We’re building a bidirectional sync between Zoho CRM cloud (2023) and our external ticketing system, and I’m debating between two integration approaches: REST API calls from our middleware vs Deluge scripting within Zoho.

The integration needs to sync service cases, customer communications, and resolution status in near real-time. With the REST API approach, we’d have a Node.js middleware service that polls both systems every 5 minutes and syncs changes. This gives us full control over error handling and retry logic, but adds infrastructure complexity.

The Deluge scripting approach would use Zoho’s built-in functions and webhooks to trigger syncs on record changes. Simpler to deploy and maintain, but I’m concerned about Deluge execution limits, error visibility, and handling API failures from the external ticketing system. Deluge’s 3-minute execution timeout could be problematic for bulk syncs.

Here’s a sample API error we need to handle gracefully:


HTTP 429: Rate limit exceeded
Retry-After: 60 seconds
X-RateLimit-Remaining: 0

Anyone with experience integrating cloud Zoho CRM with external systems - what has worked better for reliability and maintainability? Are there hybrid approaches that combine the strengths of both methods?

We went with pure Deluge initially but hit walls quickly with error handling. When the external API returns errors, Deluge doesn’t give you great visibility into what failed. You end up building custom logging to track failures, which defeats the simplicity advantage. We eventually moved to a hybrid: Deluge triggers the initial sync attempt, but for failures, it queues the record ID to an external service that handles retries with exponential backoff.

From a reliability perspective, middleware adds a single point of failure. If your Node.js service crashes or loses connectivity, syncing stops until you detect and fix it. Deluge scripts run on Zoho’s infrastructure with their uptime guarantees. For critical integrations, we run Deluge as primary sync mechanism with middleware as a fallback reconciliation process that runs nightly to catch any missed updates.

Don’t overlook monitoring and debugging capabilities. Middleware gives you full observability with tools like Datadog or New Relic.
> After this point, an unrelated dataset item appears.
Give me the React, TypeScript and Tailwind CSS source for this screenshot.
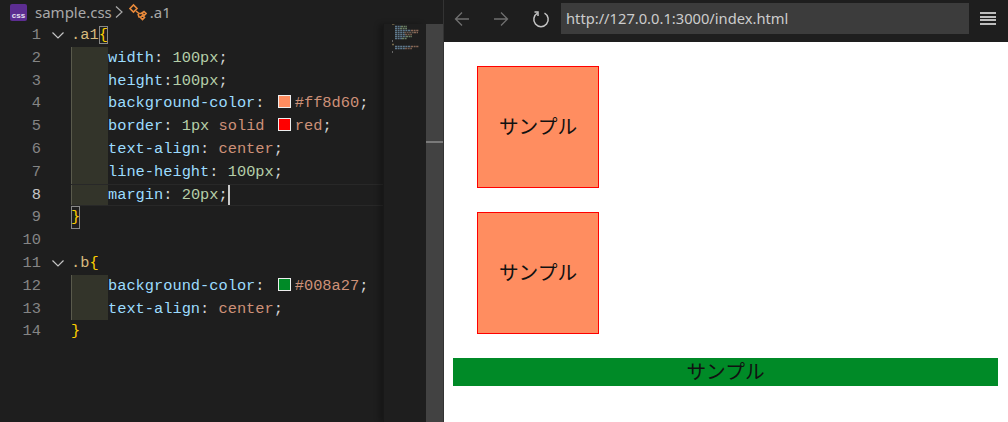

You can track every API call, measure latency, and set up detailed alerts. Deluge’s debugging is limited to execution logs in Zoho’s interface, which are harder to query and analyze at scale.

The 429 rate limit handling is tricky in Deluge. You can’t easily implement exponential backoff or respect Retry-After headers because Deluge doesn’t have native sleep/delay functions with dynamic timing. With middleware, you have full control to parse that Retry-After header and schedule the retry appropriately. For near real-time syncing with rate-limited APIs, middleware is more robust.